-- Aim of the exercise --
Lines containing the string "index" are to be counted; report only how many there are.

-- Material for the task --
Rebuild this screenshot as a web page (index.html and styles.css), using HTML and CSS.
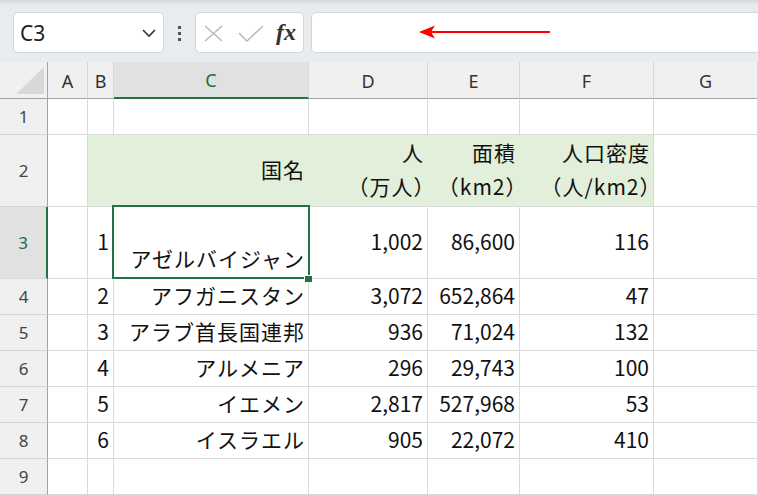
FILE: index.html
```html
<!DOCTYPE html>
<html lang="ja">
<head>
<meta charset="utf-8">
<link rel="stylesheet" href="styles.css">
</head>
<body>
<div class="toolbar">
  <div class="namebox">
    <span class="ref">C3</span>
    <svg class="chev" width="14" height="10" viewBox="0 0 14 10"><polyline points="1,2 7,8 13,2" fill="none" stroke="#333" stroke-width="1.6"/></svg>
  </div>
  <div class="dots">
    <svg width="4" height="16" viewBox="0 0 4 16"><rect x="0" y="0" width="3" height="3" fill="#555"/><rect x="0" y="6" width="3" height="3" fill="#555"/><rect x="0" y="12" width="3" height="3" fill="#555"/></svg>
  </div>
  <div class="fxbox">
    <svg class="ico-x" width="19" height="17" viewBox="0 0 19 17"><path d="M1 1 L18 16 M18 1 L1 16" stroke="#b8b8b8" stroke-width="1.5" fill="none"/></svg>
    <svg class="ico-check" width="26" height="17" viewBox="0 0 26 17"><polyline points="1,8 9,16 25,1" fill="none" stroke="#b8b8b8" stroke-width="1.5"/></svg>
    <span class="fx">fx</span>
  </div>
  <div class="formula">
    <svg class="arrow" width="132" height="16" viewBox="0 0 132 16"><line x1="12" y1="7" x2="131" y2="7" stroke="#ff0000" stroke-width="2.2"/><polygon points="0,7 16,0.5 12,7 16,13.5" fill="#ff0000"/></svg>
  </div>
</div>
<div class="sheet">
  <div class="hd corner"><svg width="28" height="27" viewBox="0 0 28 27"><polygon points="0,27 28,27 28,0" fill="#d8d8d8"/></svg></div>
  <div class="hd col">A</div>
  <div class="hd col">B</div>
  <div class="hd col selcol">C</div>
  <div class="hd col">D</div>
  <div class="hd col">E</div>
  <div class="hd col">F</div>
  <div class="hd col">G</div>

  <div class="hd row">1</div>
  <div class="c"></div><div class="c"></div><div class="c"></div><div class="c"></div><div class="c"></div><div class="c"></div><div class="c"></div>

  <div class="hd row">2</div>
  <div class="c"></div>
  <div class="c g"></div>
  <div class="c g"><span class="jp">国名</span></div>
  <div class="c g"><span class="jp">人<br>（万人<span class="cp">）</span></span></div>
  <div class="c g"><span class="jp">面積<br>（km2<span class="cp">）</span></span></div>
  <div class="c g gl"><span class="jp">人口密度<br>（人/km2<span class="cp">）</span></span></div>
  <div class="c"></div>

  <div class="hd row selrow">3</div>
  <div class="c"></div>
  <div class="c"><span>1</span></div>
  <div class="c active"><span class="jp"><br>アゼルバイジャン</span></div>
  <div class="c"><span>1,002</span></div>
  <div class="c"><span>86,600</span></div>
  <div class="c"><span>116</span></div>
  <div class="c"></div>

  <div class="hd row">4</div>
  <div class="c"></div>
  <div class="c"><span>2</span></div>
  <div class="c"><span class="jp">アフガニスタン</span></div>
  <div class="c"><span>3,072</span></div>
  <div class="c"><span>652,864</span></div>
  <div class="c"><span>47</span></div>
  <div class="c"></div>

  <div class="hd row">5</div>
  <div class="c"></div>
  <div class="c"><span>3</span></div>
  <div class="c"><span class="jp">アラブ首長国連邦</span></div>
  <div class="c"><span>936</span></div>
  <div class="c"><span>71,024</span></div>
  <div class="c"><span>132</span></div>
  <div class="c"></div>

  <div class="hd row">6</div>
  <div class="c"></div>
  <div class="c"><span>4</span></div>
  <div class="c"><span class="jp">アルメニア</span></div>
  <div class="c"><span>296</span></div>
  <div class="c"><span>29,743</span></div>
  <div class="c"><span>100</span></div>
  <div class="c"></div>

  <div class="hd row">7</div>
  <div class="c"></div>
  <div class="c"><span>5</span></div>
  <div class="c"><span class="jp">イエメン</span></div>
  <div class="c"><span>2,817</span></div>
  <div class="c"><span>527,968</span></div>
  <div class="c"><span>53</span></div>
  <div class="c"></div>

  <div class="hd row">8</div>
  <div class="c"></div>
  <div class="c"><span>6</span></div>
  <div class="c"><span class="jp">イスラエル</span></div>
  <div class="c"><span>905</span></div>
  <div class="c"><span>22,072</span></div>
  <div class="c"><span>410</span></div>
  <div class="c"></div>

  <div class="hd row">9</div>
  <div class="c"></div><div class="c"></div><div class="c"></div><div class="c"></div><div class="c"></div><div class="c"></div><div class="c"></div>
</div>
</body>
</html>
```
FILE: styles.css
```css
html, body {
  margin: 0;
  padding: 0;
}
body {
  width: 758px;
  height: 495px;
  overflow: hidden;
  background: #fff;
  font-family: "Noto Sans CJK JP", "Noto Sans", sans-serif;
}
.toolbar {
  height: 62px;
  box-sizing: border-box;
  padding: 12px 0 0 13px;
  display: flex;
  align-items: flex-start;
  background: linear-gradient(#d3d6da 0, #e9ecef 5px, #e9ecef 100%);
  overflow: hidden;
}
.namebox {
  flex: 0 0 151px;
  height: 41px;
  box-sizing: border-box;
  background: #fff;
  border: 1px solid #d3d5d8;
  border-radius: 5px;
  display: flex;
  align-items: center;
  justify-content: space-between;
  padding: 0 7px 0 6px;
}
.ref {
  font-family: "Noto Sans", sans-serif;
  font-size: 21px;
  color: #222;
  line-height: 1;
  margin-top: 2px;
}
.chev {
  margin-top: 1px;
}
.dots {
  flex: 0 0 31px;
  height: 41px;
  display: flex;
  align-items: center;
  justify-content: center;
}
.dots svg {
  margin-left: 1px;
  margin-top: 3px;
}
.fxbox {
  flex: 0 0 109px;
  height: 41px;
  box-sizing: border-box;
  background: #fff;
  border: 1px solid #d3d5d8;
  border-radius: 5px;
  display: flex;
  align-items: center;
  padding-left: 8px;
}
.ico-x {
  margin-top: 2px;
}
.ico-check {
  margin-left: 15px;
  margin-top: 2px;
}
.fx {
  margin-left: 12px;
  font-family: "Liberation Serif", serif;
  font-style: italic;
  font-weight: bold;
  font-size: 24px;
  color: #333;
  line-height: 1;
  margin-top: -1px;
}
.formula {
  flex: 0 0 480px;
  margin-left: 7px;
  height: 41px;
  box-sizing: border-box;
  background: #fff;
  border: 1px solid #d3d5d8;
  border-radius: 5px;
  display: flex;
  align-items: center;
  padding-left: 107px;
}

.sheet {
  display: grid;
  grid-template-columns: 48px 40px 26px 195px 119px 92px 134px 1fr;
  grid-template-rows: 37px 36px 72px 72px 36px 36px 36px 36px 36px 36px;
}
.hd {
  box-sizing: border-box;
  background: #f0f0f0;
  font-family: "Noto Sans", sans-serif;
  font-size: 18px;
  color: #444;
  display: flex;
  align-items: center;
  justify-content: center;
}
.col {
  border-right: 1px solid #d6d6d6;
  border-bottom: 1px solid #a3a3a3;
  color: #333;
  padding-top: 1px;
}
.corner {
  border-right: 1px solid #a3a3a3;
  border-bottom: 1px solid #a3a3a3;
  justify-content: flex-end;
  align-items: flex-end;
  padding: 0 3px 4px 0;
}
.corner svg {
  display: block;
}
.row {
  border-right: 1px solid #a3a3a3;
  border-bottom: 1px solid #d6d6d6;
  font-size: 17px;
}
.selcol {
  background: #e1e1e1;
  color: #1e6b41;
  border-bottom: 2px solid #217346;
}
.selrow {
  background: #e1e1e1;
  color: #1e6b41;
  border-right: 2px solid #217346;
}
.c {
  box-sizing: border-box;
  border-right: 1px solid #dadada;
  border-bottom: 1px solid #dadada;
  display: flex;
  align-items: center;
  justify-content: flex-end;
  text-align: right;
  padding: 0 4px 3px 0;
  font-size: 21px;
  line-height: 34px;
  color: #111;
  white-space: nowrap;
}
.c span {
  display: block;
}
.c .jp {
  letter-spacing: 1px;
  margin-right: -1px;
}
.c .cp {
  display: inline;
  font-feature-settings: "halt" 1;
  letter-spacing: 0;
}
.g {
  background: #e2efda;
  border-right-color: #e2efda;
}
.gl {
  border-right-color: #dadada;
}
.active {
  position: relative;
}
.active::before {
  content: "";
  position: absolute;
  left: -2px;
  top: -2px;
  width: 198px;
  height: 74px;
  box-sizing: border-box;
  border: 2px solid #217346;
}
.active::after {
  content: "";
  position: absolute;
  left: 190px;
  top: 68px;
  width: 7px;
  height: 6px;
  background: #217346;
  border-left: 1px solid #fff;
  border-top: 1px solid #fff;
}
```
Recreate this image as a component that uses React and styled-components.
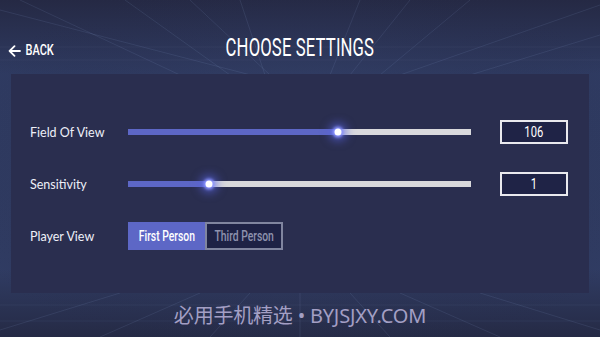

-- Full answer --
2